**Data entries**:
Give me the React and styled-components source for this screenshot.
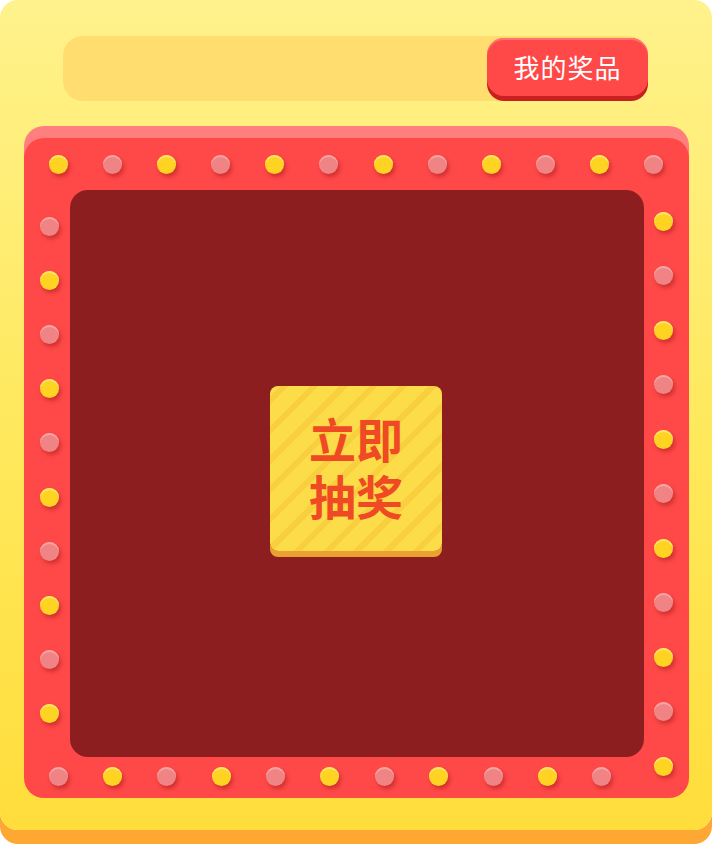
import { createGlobalStyle } from "styled-components";
import styled from "styled-components";

const GlobalStyle = createGlobalStyle`
  html, body {
    margin: 0;
    padding: 0;
    background: #ffffff;
  }
  * {
    box-sizing: border-box;
  }
`;

const Page = styled.div`
  width: 712px;
  height: 844px;
  font-family: "Noto Sans CJK SC", "Noto Sans", sans-serif;
`;

const Card = styled.div`
  height: 830px;
  border-radius: 18px;
  background: linear-gradient(180deg, #fff28c 0%, #ffe85a 55%, #ffdd3b 100%);
  box-shadow: 0 14px 0 #ffa733;
  padding: 36px 23px 0 24px;
  display: flex;
  flex-direction: column;
`;

const SearchBar = styled.div`
  height: 65px;
  margin: 0 41px 0 39px;
  border-radius: 20px;
  background: #ffdd6e;
  display: flex;
  justify-content: flex-end;
  align-items: flex-start;
  padding-top: 2px;
`;

const PrizeButton = styled.button`
  width: 161px;
  height: 58px;
  border: 0;
  border-radius: 17px;
  background: #ff4949;
  box-shadow: inset 0 2px 0 #ff7272, 0 5px 0 #c82020;
  color: #ffffff;
  font-family: inherit;
  font-size: 26px;
  letter-spacing: 1px;
  padding: 0 0 2px;
  cursor: pointer;
`;

const Frame = styled.div`
  position: relative;
  margin-top: 37px;
  height: 660px;
  border-radius: 20px;
  background: #ff4949;
  box-shadow: 0 -12px 0 #ff7f7f;
  padding: 52px 45px 41px 46px;
`;

const Board = styled.div`
  height: 100%;
  border-radius: 18px;
  background: #8c1e1f;
  display: flex;
  align-items: center;
  justify-content: center;
`;

const DrawButton = styled.button`
  width: 172px;
  height: 165px;
  margin: 0 2px 10px 0;
  border: 0;
  border-radius: 8px;
  background: repeating-linear-gradient(
    -45deg,
    #fcdc48 0px,
    #fcdc48 15px,
    #f8cf3e 15px,
    #f8cf3e 21px
  );
  box-shadow: 0 6px 0 #eba032;
  color: #ef4a24;
  font-family: inherit;
  font-size: 47px;
  font-weight: 700;
  padding: 0 0 6px;
  display: flex;
  flex-direction: column;
  align-items: center;
  justify-content: center;
  cursor: pointer;
`;

const DrawLine = styled.span`
  display: block;
  line-height: 57px;
`;

const DotTrack = styled.div`
  position: absolute;
  display: flex;
  flex-direction: ${(p) => (p.$vertical ? "column" : "row")};
  justify-content: space-between;
`;

const Dot = styled.span`
  width: 19px;
  height: 19px;
  border-radius: 50%;
  flex: none;
  background: ${(p) => (p.$lit ? "#ffd322" : "#f08484")};
  box-shadow: inset 0 2px 0 ${(p) => (p.$lit ? "#ffe46a" : "#f6a5a5")},
    2px 3px 4px rgba(150, 18, 18, 0.45);
`;

// 四条灯带：起始颜色、数量、位置
const tracks = [
  { key: "top", count: 12, litFirst: true, style: { top: 16.5, left: 24.5, width: 615 } },
  { key: "left", count: 10, litFirst: false, vertical: true, style: { top: 78.5, left: 15.5, height: 507 } },
  { key: "right", count: 11, litFirst: true, vertical: true, style: { top: 73.5, left: 629.5, height: 564 } },
  { key: "bottom", count: 11, litFirst: false, style: { top: 628.5, left: 24.5, width: 563 } },
];

function App() {
  return (
    <Page>
      <GlobalStyle />
      <Card>
        <SearchBar>
          <PrizeButton>我的奖品</PrizeButton>
        </SearchBar>
        <Frame>
          {tracks.map((t) => (
            <DotTrack key={t.key} $vertical={t.vertical} style={t.style}>
              {Array.from({ length: t.count }).map((_, i) => (
                <Dot key={i} $lit={t.litFirst ? i % 2 === 0 : i % 2 === 1} />
              ))}
            </DotTrack>
          ))}
          <Board>
            <DrawButton>
              <DrawLine>立即</DrawLine>
              <DrawLine>抽奖</DrawLine>
            </DrawButton>
          </Board>
        </Frame>
      </Card>
    </Page>
  );
}

export default App;
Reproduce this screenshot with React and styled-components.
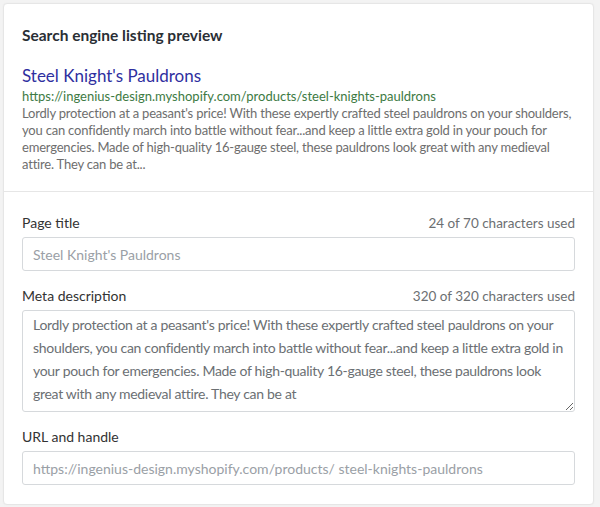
import React from 'react';
import styled, { createGlobalStyle } from 'styled-components';

const GlobalStyle = createGlobalStyle`
  html, body {
    margin: 0;
    padding: 0;
    background: #f3f3f3;
  }
  body {
    font-family: Lato, "Open Sans", sans-serif;
  }
`;

const Page = styled.div`
  padding: 3px 6px 4px 3px;
`;

const Card = styled.div`
  background: #fff;
  border: 1px solid #e6e6e6;
  border-radius: 4px;
  box-shadow: 0 0 2px rgba(0, 0, 0, 0.04);
`;

const Section = styled.div`
  padding: ${(p) => p.pad};
  & + & {
    border-top: 1px solid #e6e6e6;
  }
`;

const Heading = styled.h2`
  margin: 0 0 19px;
  font-size: 15.5px;
  font-weight: 700;
  color: #2a2f35;
  line-height: 20px;
`;

const PreviewTitle = styled.div`
  font-size: 17px;
  line-height: 23px;
  color: #2f2fa0;
`;

const PreviewUrl = styled.div`
  font-size: 13px;
  line-height: 18px;
  color: #3d7a43;
`;

const PreviewText = styled.p`
  margin: 0;
  font-size: 13px;
  line-height: 17px;
  letter-spacing: -0.2px;
  color: #6e6e6e;
`;

const Field = styled.div`
  & + & {
    margin-top: 15px;
  }
`;

const LabelRow = styled.div`
  display: flex;
  justify-content: space-between;
  align-items: baseline;
  margin-bottom: 4px;
  line-height: 20px;
`;

const Label = styled.label`
  font-size: 14px;
  color: #333;
`;

const Count = styled.span`
  font-size: 13.5px;
  color: #6c6f72;
`;

const Input = styled.input`
  display: block;
  box-sizing: border-box;
  width: 100%;
  height: 34px;
  padding: 0 10px;
  border: 1px solid #d6d9dc;
  border-radius: 3px;
  font-family: inherit;
  font-size: 14px;
  color: #333;
  outline: none;
  &::placeholder {
    color: #9aa0a6;
  }
`;

const TextArea = styled.textarea`
  display: block;
  box-sizing: border-box;
  width: 100%;
  height: 102px;
  padding: 2px 10px;
  border: 1px solid #d6d9dc;
  border-radius: 3px;
  font-family: inherit;
  font-size: 14px;
  line-height: 23px;
  letter-spacing: -0.3px;
  color: #6b6f73;
  resize: vertical;
  outline: none;
  overflow: hidden;
`;

const description =
  "Lordly protection at a peasant's price! With these expertly crafted steel pauldrons on your shoulders, you can confidently march into battle without fear...and keep a little extra gold in your pouch for emergencies. Made of high-quality 16-gauge steel, these pauldrons look great with any medieval attire. They can be at";

const App = () => (
  <>
    <GlobalStyle />
    <Page>
      <Card>
        <Section pad="21px 18px 18px 18px">
          <Heading>Search engine listing preview</Heading>
          <PreviewTitle>Steel Knight's Pauldrons</PreviewTitle>
          <PreviewUrl>https://ingenius-design.myshopify.com/products/steel-knights-pauldrons</PreviewUrl>
          <PreviewText>{description}...</PreviewText>
        </Section>
        <Section pad="21px 18px 19px 18px">
          <Field>
            <LabelRow>
              <Label>Page title</Label>
              <Count>24 of 70 characters used</Count>
            </LabelRow>
            <Input placeholder="Steel Knight's Pauldrons" />
          </Field>
          <Field>
            <LabelRow>
              <Label>Meta description</Label>
              <Count>320 of 320 characters used</Count>
            </LabelRow>
            <TextArea defaultValue={description} />
          </Field>
          <Field>
            <LabelRow>
              <Label>URL and handle</Label>
            </LabelRow>
            <Input placeholder="https://ingenius-design.myshopify.com/products/ steel-knights-pauldrons" />
          </Field>
        </Section>
      </Card>
    </Page>
  </>
);

export default App;
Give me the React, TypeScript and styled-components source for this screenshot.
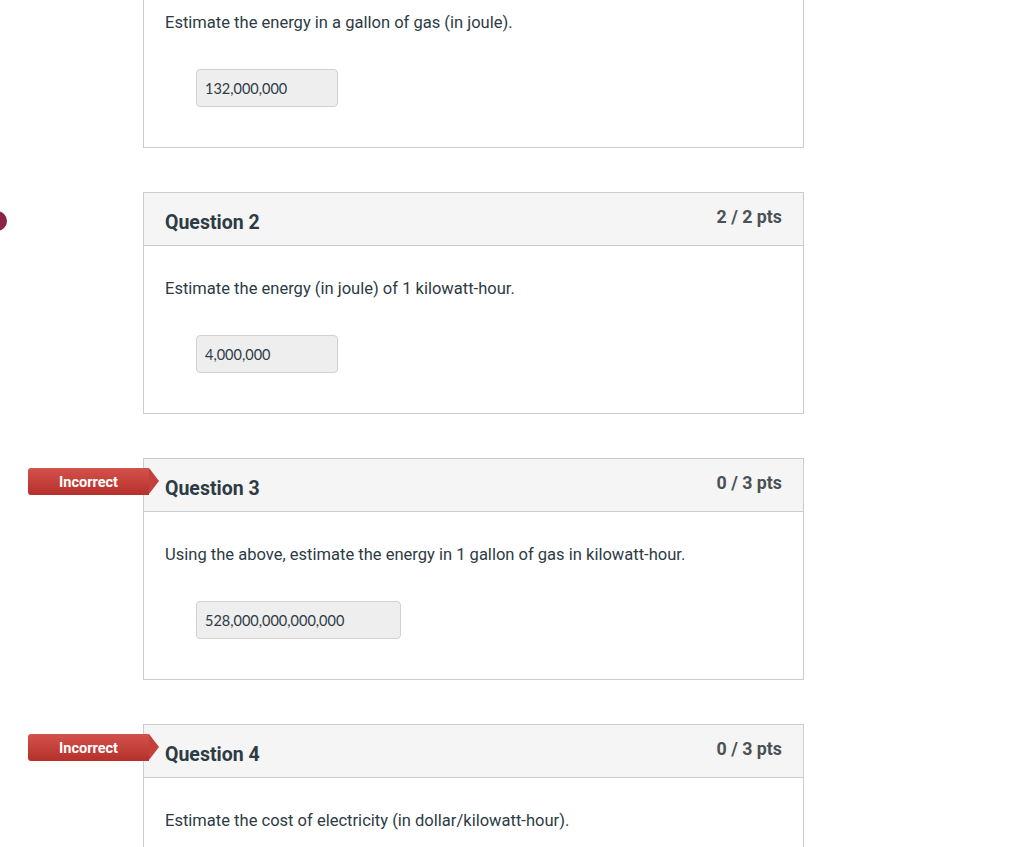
import React from 'react';
import styled, { createGlobalStyle } from 'styled-components';

const GlobalStyle = createGlobalStyle`
  html, body {
    margin: 0;
    padding: 0;
    background: #ffffff;
    overflow: hidden;
  }
  body {
    font-family: Roboto, "Liberation Sans", Arial, sans-serif;
    color: #2d3b45;
  }
`;

const Page = styled.main`
  height: 847px;
  overflow: hidden;
`;

const QuestionList = styled.div`
  width: 661px;
  margin: -74px 0 0 143px;
  display: flex;
  flex-direction: column;
  gap: 44px;
`;

const Card = styled.section`
  position: relative;
  border: 1px solid #c7cdd1;
  background: #ffffff;
`;

const Header = styled.header`
  height: 52px;
  display: flex;
  justify-content: space-between;
  align-items: flex-start;
  padding: 0 21px;
  background: #f5f5f5;
  border-bottom: 1px solid #c7cdd1;
`;

const Title = styled.h2`
  margin: 19px 0 0;
  font-size: 19.5px;
  line-height: 22px;
  font-weight: 700;
  color: #2d3b45;
`;

const Points = styled.div`
  margin-top: 14px;
  font-size: 17.8px;
  line-height: 20px;
  font-weight: 700;
  color: #4c5155;
`;

const Body = styled.div`
  padding: 31px 21px 40px;
`;

const Prompt = styled.p`
  margin: 0 0 34px;
  font-size: 16.55px;
  line-height: 24px;
  color: #2d3b45;
`;

const Answer = styled.div<{ $width: number }>`
  box-sizing: border-box;
  width: ${(p) => p.$width}px;
  height: 38px;
  margin-left: 31px;
  padding: 0 8px;
  display: flex;
  align-items: center;
  background: #eeeeee;
  border: 1px solid #cfd2d4;
  border-radius: 4px;
  font-family: Lato, "Liberation Sans", Arial, sans-serif;
  font-size: 14.5px;
  color: #2d3b45;
`;

const Badge = styled.span`
  position: absolute;
  left: -116px;
  top: 9px;
  width: 121px;
  height: 27px;
  display: flex;
  align-items: center;
  justify-content: center;
  padding-top: 1px;
  box-sizing: border-box;
  background: linear-gradient(#d4524c, #b5302b);
  border-radius: 3px 0 0 3px;
  color: #ffffff;
  font-size: 14.5px;
  font-weight: 700;

  &::after {
    content: '';
    position: absolute;
    right: -10px;
    top: 0;
    border-style: solid;
    border-width: 13.5px 0 13.5px 10px;
    border-color: transparent transparent transparent #c4403b;
  }
`;

const Marker = styled.span`
  position: absolute;
  left: -157px;
  top: 18px;
  width: 20px;
  height: 20px;
  border-radius: 50%;
  background: #8c2442;
`;

type Question = {
  n: number;
  prompt: string;
  answer: string;
  width: number;
  pts: string;
  incorrect?: boolean;
  marked?: boolean;
};

const questions: Question[] = [
  { n: 1, prompt: 'Estimate the energy in a gallon of gas (in joule).', answer: '132,000,000', width: 142, pts: '2 / 2 pts' },
  { n: 2, prompt: 'Estimate the energy (in joule) of 1 kilowatt-hour.', answer: '4,000,000', width: 142, pts: '2 / 2 pts', marked: true },
  { n: 3, prompt: 'Using the above, estimate the energy in 1 gallon of gas in kilowatt-hour.', answer: '528,000,000,000,000', width: 205, pts: '0 / 3 pts', incorrect: true },
  { n: 4, prompt: 'Estimate the cost of electricity (in dollar/kilowatt-hour).', answer: '0.10', width: 142, pts: '0 / 3 pts', incorrect: true },
];

const App: React.FC = () => {
  return (
    <Page>
      <GlobalStyle />
      <QuestionList>
        {questions.map((q) => (
          <Card key={q.n}>
            {q.incorrect && <Badge>Incorrect</Badge>}
            {q.marked && <Marker />}
            <Header>
              <Title>Question {q.n}</Title>
              <Points>{q.pts}</Points>
            </Header>
            <Body>
              <Prompt>{q.prompt}</Prompt>
              <Answer $width={q.width}>{q.answer}</Answer>
            </Body>
          </Card>
        ))}
      </QuestionList>
    </Page>
  );
};

export default App;
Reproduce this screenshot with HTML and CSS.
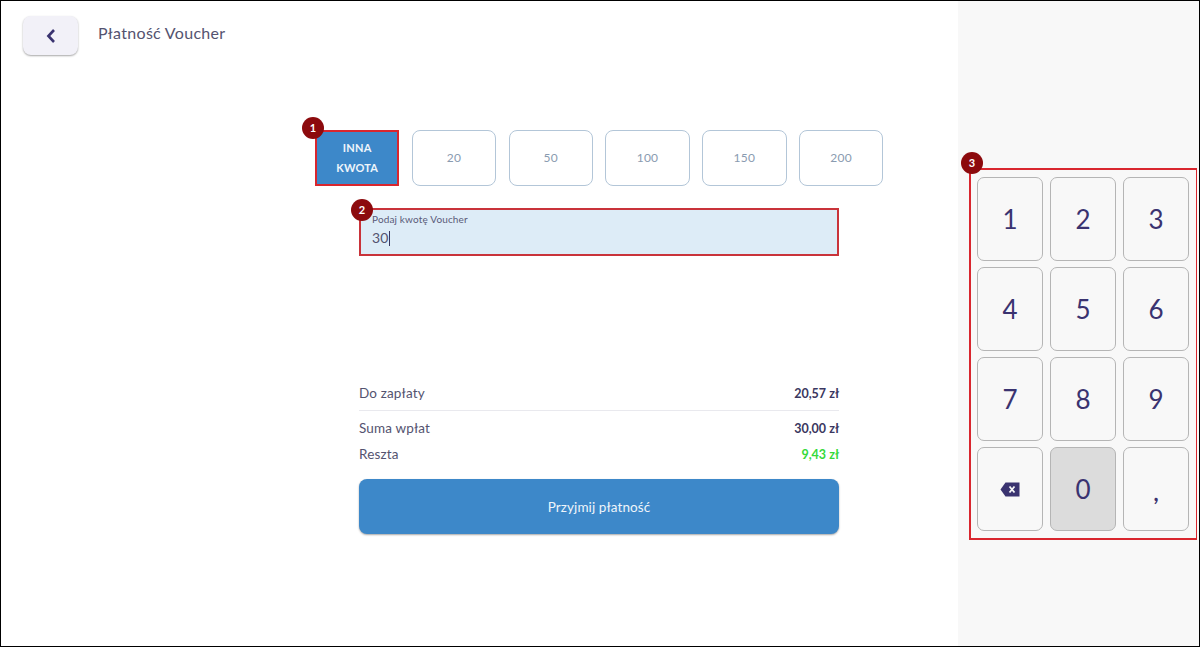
FILE: index.html
```html
<!DOCTYPE html>
<html lang="pl">
<head>
<meta charset="utf-8">
<title>Płatność Voucher</title>
<link rel="stylesheet" href="styles.css">
</head>
<body>
<div class="frame">
  <main class="main">
    <header class="topbar">
      <button class="back" aria-label="Wstecz">
        <svg width="12" height="16" viewBox="0 0 12 16"><path d="M9 2 L3.4 8 L9 14" fill="none" stroke="#3a3370" stroke-width="2.6"/></svg>
      </button>
      <h1 class="title">Płatność Voucher</h1>
    </header>
    <div class="amounts">
      <button class="amount active">
        <span class="marker marker-1">1</span>
        INNA<br>KWOTA
      </button>
      <button class="amount">20</button>
      <button class="amount">50</button>
      <button class="amount">100</button>
      <button class="amount">150</button>
      <button class="amount">200</button>
    </div>
    <div class="column">
      <div class="field">
        <span class="marker marker-2">2</span>
        <div class="field-label">Podaj kwotę Voucher</div>
        <div class="field-value">30<span class="caret"></span></div>
      </div>
      <div class="row first"><span>Do zapłaty</span><b>20,57 zł</b></div>
      <div class="rule"></div>
      <div class="row second"><span>Suma wpłat</span><b>30,00 zł</b></div>
      <div class="row third"><span>Reszta</span><b class="green">9,43 zł</b></div>
      <button class="submit">Przyjmij płatność</button>
    </div>
  </main>
  <aside class="side">
    <div class="keypad">
      <span class="marker marker-3">3</span>
      <button class="key">1</button>
      <button class="key">2</button>
      <button class="key">3</button>
      <button class="key">4</button>
      <button class="key">5</button>
      <button class="key">6</button>
      <button class="key">7</button>
      <button class="key">8</button>
      <button class="key">9</button>
      <button class="key" aria-label="Usuń">
        <svg width="20" height="15" viewBox="0 0 20 15"><path d="M5.5 0.5 H19.5 V14.5 H5.5 L0.5 7.5 Z" fill="#3a3370"/><path d="M9.5 4.5 L14.5 10.5 M14.5 4.5 L9.5 10.5" stroke="#f8f8f8" stroke-width="1.8"/></svg>
      </button>
      <button class="key pressed">0</button>
      <button class="key comma">,</button>
    </div>
  </aside>
</div>
</body>
</html>
```
FILE: styles.css
```css
* { box-sizing: border-box; }
html, body { margin: 0; padding: 0; height: 100%; }
body { font-family: "Lato", "Noto Sans", sans-serif; color: #3a3760; background: #fff; overflow: hidden; }
button { font-family: inherit; padding: 0; cursor: pointer; }
.frame { width: 1200px; height: 647px; display: flex; border: 1px solid #000; background: #fff; }
.main { width: 957px; flex: none; display: flex; flex-direction: column; }
.topbar { display: flex; align-items: flex-start; gap: 20px; padding: 15px 0 0 22px; height: 129px; }
.back { width: 55px; height: 39px; border: 0; border-radius: 8px; background: #f2f1f8; box-shadow: 0 1px 2px rgba(0,0,0,.35); display: flex; align-items: center; justify-content: center; }
.title { margin: 7px 0 0; font-size: 16px; font-weight: 400; color: #54536f; letter-spacing: .3px; }
.amounts { display: flex; gap: 12.4px; padding-left: 314px; height: 57px; }
.amount { position: relative; width: 84.4px; height: 56px; border: 1px solid #b3c6d8; border-radius: 8px; background: #fff; color: #8a9bb0; font-size: 12px; line-height: 20px; letter-spacing: .2px; }
.amount.active { background: #3d88c9; border: 2px solid #d9262e; border-radius: 0; color: #eef5fb; font-size: 11px; font-weight: 700; }
.marker { position: absolute; width: 22px; height: 22px; border-radius: 50%; background: #8c0a0d; color: #fff; font-size: 11px; font-weight: 700; line-height: 22px; text-align: center; letter-spacing: 0; }
.marker-1 { left: -15px; top: -15px; }
.marker-2 { left: -10px; top: -11px; }
.marker-3 { left: -10px; top: -18px; }
.column { width: 480px; margin: 21px 0 0 358px; display: flex; flex-direction: column; }
.field { position: relative; height: 48px; background: #ddecf7; border: 2px solid #c9333a; padding: 3px 11px; }
.field-label { font-size: 10px; line-height: 12px; color: #5a5a78; letter-spacing: .15px; }
.field-value { font-size: 14px; line-height: 18px; margin-top: 4px; color: #54536f; display: flex; align-items: center; letter-spacing: .2px; }
.caret { display: inline-block; width: 1px; height: 15px; background: #3a3760; }
.row { display: flex; justify-content: space-between; align-items: center; font-size: 13.5px; color: #54536f; height: 20px; letter-spacing: .15px; }
.row b { font-size: 12.5px; font-weight: 700; color: #3a3760; letter-spacing: 0; }
.row b.green { color: #35d93a; }
.row.first { margin-top: 127px; }
.rule { height: 1px; background: #e9e9ee; margin-top: 7px; }
.row.second { margin-top: 7px; }
.row.third { margin-top: 6px; }
.submit { margin-top: 15px; height: 55px; border: 0; border-radius: 8px; background: #3d88c9; color: #eef5fb; font-size: 13.5px; letter-spacing: .1px; box-shadow: 0 1px 2px rgba(0,0,0,.35); }
.side { flex: 1; background: #f8f8f8; padding: 167px 0 0 11px; }
.keypad { position: relative; width: 228px; height: 372px; border: 2px solid #d9262e; border-right-width: 1px; padding: 7px 6px; display: grid; grid-template-columns: repeat(3, 66px); grid-template-rows: repeat(4, 84px); gap: 6px 7px; }
.key { border: 1px solid #b5b5b5; border-radius: 7px; background: #f8f8f8; color: #3a3370; font-size: 26px; display: flex; align-items: center; justify-content: center; }
.key.pressed { background: #dcdcdc; }
.key.comma { padding-top: 6px; font-weight: 700; font-size: 22px; }
```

**Task requirements**: Go through the records above, find every line with the word "components", and list those lines.

**Solution below**:
Give me the React and styled-components source for this screenshot.
import { createGlobalStyle } from "styled-components";
import styled from "styled-components";
Reproduce this screenshot with React and styled-components.
import styled, { createGlobalStyle } from 'styled-components';
Give me the React, TypeScript and styled-components source for this screenshot.
import styled, { createGlobalStyle } from 'styled-components';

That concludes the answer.